- Mustard Oil : 1/2 cup
- Onion (sliced) : 1 medium
- Mustard Greens : 1 kg
- Spinach : 1/2 kg
- Methi Ka Saag : 250 gm
- Green Chili : 4-6 pods
- National Cumin Seeds : 1 teaspoon
- National Chili Powder : 1 teaspoon
- National Iodized Salt : to taste
- Atta (whole wheat flour) : 1 tablespoon
- For Bhagar
- Desi Ghee : 2 tablespoons
- Garlic : 3 cloves
- National Cumin Seeds : 1/2 teaspoon
Separate the greens leaves from the stem and finely chop the stems, except the methi greens. Thoroughly wash the greens in water and keep aside.
In a large sauce pan heat the mustard oil and cook the onions till translucent.
Now add National Cumin Seeds and National Chili Powder; cook for 1 minute.
To this add all the greens, spinach, methi ka saag and green chili with about 4 cups water; bring to a boil and let it simmer on a low heat for 2-3 hours or until all the stems are tender.
Either with the back of a spoon or a food processor blend the greens to the desired consistency.
Turn up the heat to medium and do bhuani.
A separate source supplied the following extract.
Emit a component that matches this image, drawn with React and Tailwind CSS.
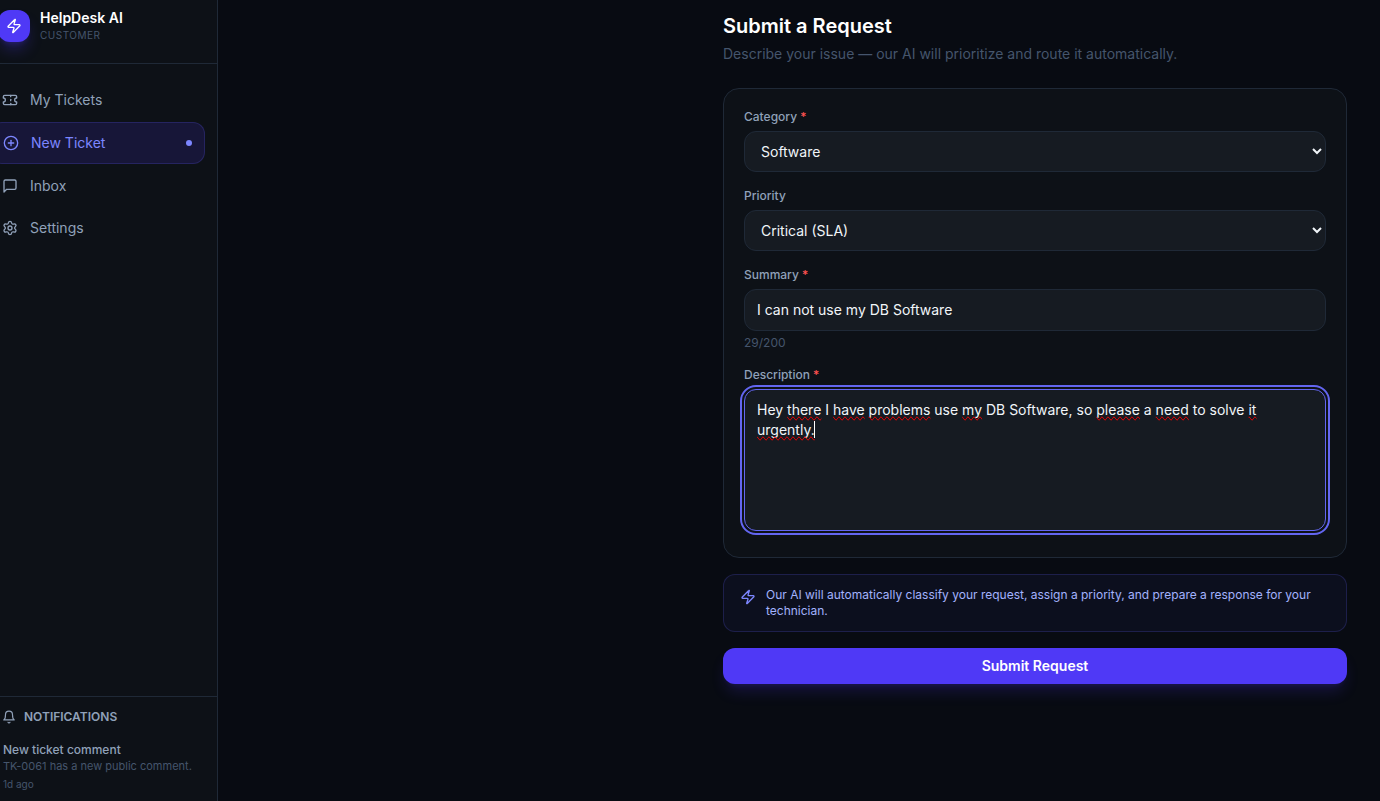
import { useState } from 'react';
import { CirclePlus, Settings, Ticket, Zap } from 'lucide-react';

const MessageIcon = ({ size = 16 }) => (
  <svg
    width={size}
    height={size}
    viewBox="0 0 24 24"
    fill="none"
    stroke="currentColor"
    strokeWidth="2"
    strokeLinecap="round"
    strokeLinejoin="round"
    aria-hidden="true"
  >
    <path d="M21 15a2 2 0 0 1-2 2H7l-4 4V5a2 2 0 0 1 2-2h14a2 2 0 0 1 2 2z" />
  </svg>
);

const BellIcon = ({ size = 14 }) => (
  <svg
    width={size}
    height={size}
    viewBox="0 0 24 24"
    fill="none"
    stroke="currentColor"
    strokeWidth="2"
    strokeLinecap="round"
    strokeLinejoin="round"
    aria-hidden="true"
  >
    <path d="M6 8a6 6 0 0 1 12 0c0 7 3 9 3 9H3s3-2 3-9" />
    <path d="M10.3 21a1.94 1.94 0 0 0 3.4 0" />
  </svg>
);

const NAV_ITEMS = [
  { label: 'My Tickets', icon: Ticket },
  { label: 'New Ticket', icon: CirclePlus, active: true },
  { label: 'Inbox', icon: MessageIcon },
  { label: 'Settings', icon: Settings },
];

const MISSPELLED = ['there', 'have', 'problems', 'my', 'please', 'need', 'it', 'urgently.'];

const fieldClass =
  'block w-full rounded-xl border border-[#1f2937] bg-[#161b22] px-3 text-sm text-slate-100 outline-none';

const NavItem = ({ label, icon: Icon, active }) => (
  <a
    href="#"
    aria-current={active ? 'page' : undefined}
    className={
      active
        ? 'flex items-center gap-3 rounded-xl border border-indigo-500/20 bg-indigo-600/15 px-3 py-2.5 text-sm text-indigo-400'
        : 'flex items-center gap-3 rounded-xl px-3 py-2.5 text-sm text-slate-400 hover:bg-slate-800/50'
    }
  >
    <Icon size={16} />
    <span className="flex-1">{label}</span>
    {active && <span className="h-1.5 w-1.5 rounded-full bg-indigo-400" />}
  </a>
);

const Sidebar = () => (
  <aside className="-ml-[22px] flex w-60 shrink-0 flex-col border-r border-[#1f2937] bg-[#0d1117]">
    <div className="flex items-center gap-2.5 border-b border-[#1f2937] px-5 pt-2 pb-5">
      <div className="flex h-8 w-8 items-center justify-center rounded-xl bg-indigo-600 text-white shadow-lg shadow-indigo-600/30">
        <Zap size={16} />
      </div>
      <div>
        <p className="text-sm font-semibold text-white">HelpDesk AI</p>
        <p className="text-[10px] leading-[15px] tracking-wider text-slate-600 uppercase">Customer</p>
      </div>
    </div>

    <nav className="flex flex-1 flex-col gap-0.5 px-3 pt-4">
      {NAV_ITEMS.map((item) => (
        <NavItem key={item.label} {...item} />
      ))}
    </nav>

    <section className="border-t border-[#1f2937] px-6 pt-3 pb-[9px]">
      <h2 className="flex items-center gap-2 text-xs font-semibold text-slate-400 uppercase">
        <BellIcon size={14} />
        Notifications
      </h2>
      <div className="mt-[17px] pl-px">
        <p className="text-xs font-medium text-slate-400">New ticket comment</p>
        <p className="text-[11px] leading-4 whitespace-nowrap text-slate-600">TK-0061 has a new public comment.</p>
        <p className="mt-0.5 text-[10px] leading-4 text-slate-600">1d ago</p>
      </div>
    </section>
  </aside>
);

const Label = ({ htmlFor, required, children }) => (
  <label htmlFor={htmlFor} className="mb-1.5 block text-xs font-medium text-slate-400">
    {children}
    {required && <span className="text-[#ff5252]"> *</span>}
  </label>
);

// Lies over the textarea with the same metrics and draws the spelling marks and the caret
const SpellingMarks = ({ text }) => (
  <div
    aria-hidden="true"
    className="pointer-events-none absolute inset-0 border border-transparent px-3 py-2.5 text-sm whitespace-pre-wrap text-transparent"
  >
    {text.split(' ').map((word, i) => (
      <span key={i}>
        {i > 0 && ' '}
        <span className={MISSPELLED.includes(word) ? '[text-decoration-line:spelling-error]' : ''}>{word}</span>
      </span>
    ))}
    <span className="-ml-px inline-block h-[17px] w-px bg-white align-text-bottom" />
  </div>
);

const RequestForm = () => {
  const [category, setCategory] = useState('Software');
  const [priority, setPriority] = useState('Critical (SLA)');
  const [summary, setSummary] = useState('I can not use my DB Software');
  const [description, setDescription] = useState(
    'Hey there I have problems use my DB Software, so please a need to solve it urgently.'
  );

  return (
    <form className="mt-6" onSubmit={(e) => e.preventDefault()}>
      <div className="flex flex-col gap-4 rounded-2xl border border-[#1f2937] bg-[#0d1117] px-5 pt-5 pb-[26px]">
        <div>
          <Label htmlFor="category" required>Category</Label>
          <select
            id="category"
            value={category}
            onChange={(e) => setCategory(e.target.value)}
            className={`${fieldClass} h-[41px]`}
          >
            <option>Software</option>
            <option>Hardware</option>
            <option>Network</option>
          </select>
        </div>

        <div>
          <Label htmlFor="priority">Priority</Label>
          <select
            id="priority"
            value={priority}
            onChange={(e) => setPriority(e.target.value)}
            className={`${fieldClass} h-[41px]`}
          >
            <option>Low</option>
            <option>Medium</option>
            <option>High</option>
            <option>Critical (SLA)</option>
          </select>
        </div>

        <div>
          <Label htmlFor="summary" required>Summary</Label>
          <input
            id="summary"
            type="text"
            maxLength={200}
            value={summary}
            onChange={(e) => setSummary(e.target.value)}
            className={`${fieldClass} py-2.5`}
          />
          <p className="mt-1 text-xs text-slate-600">29/200</p>
        </div>

        <div>
          <Label htmlFor="description" required>Description</Label>
          <div className="relative">
            <textarea
              id="description"
              rows={6}
              spellCheck={false}
              value={description}
              onChange={(e) => setDescription(e.target.value)}
              className="block w-full resize-none rounded-xl border border-[#6366f1] bg-[#161b22] px-3 py-2.5 text-sm text-slate-100 outline-2 outline-offset-2 outline-[#6366f1]"
            />
            <SpellingMarks text={description} />
          </div>
        </div>
      </div>

      <div className="mt-4 flex items-start gap-2.5 rounded-xl border border-indigo-500/20 bg-indigo-500/5 px-4 py-3">
        <Zap size={16} className="mt-0.5 shrink-0 text-indigo-400" />
        <p className="text-xs text-indigo-300">
          Our AI will automatically classify your request, assign a priority, and prepare a response for your
          technician.
        </p>
      </div>

      <button
        type="submit"
        className="mt-4 w-full rounded-xl bg-indigo-600 py-2 text-sm font-semibold text-white shadow-lg shadow-indigo-600/20 hover:bg-indigo-500"
      >
        Submit Request
      </button>
    </form>
  );
};

const App = () => {
  return (
    <div className="flex min-h-screen overflow-hidden bg-[#080b12] font-['Inter',sans-serif]">
      <Sidebar />
      <main className="flex flex-1 justify-end pt-3 pr-[33px] pl-8">
        <div className="w-full max-w-[624px]">
          <h1 className="text-xl font-semibold text-white">Submit a Request</h1>
          <p className="mt-1 text-sm text-slate-600">
            Describe your issue — our AI will prioritize and route it automatically.
          </p>
          <RequestForm />
        </div>
      </main>
    </div>
  );
};

export default App;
Once when very little moisture remains add National Iodized Salt. Sprinkle the Atta and do bhunai for a further 5 minutes.
For Bhagar: In a frying pan add desi ghee and garlic together and fry till light golden in color.Add National Cumin Seeds and cook for 30 seconds; pour over the cooked saag and serve!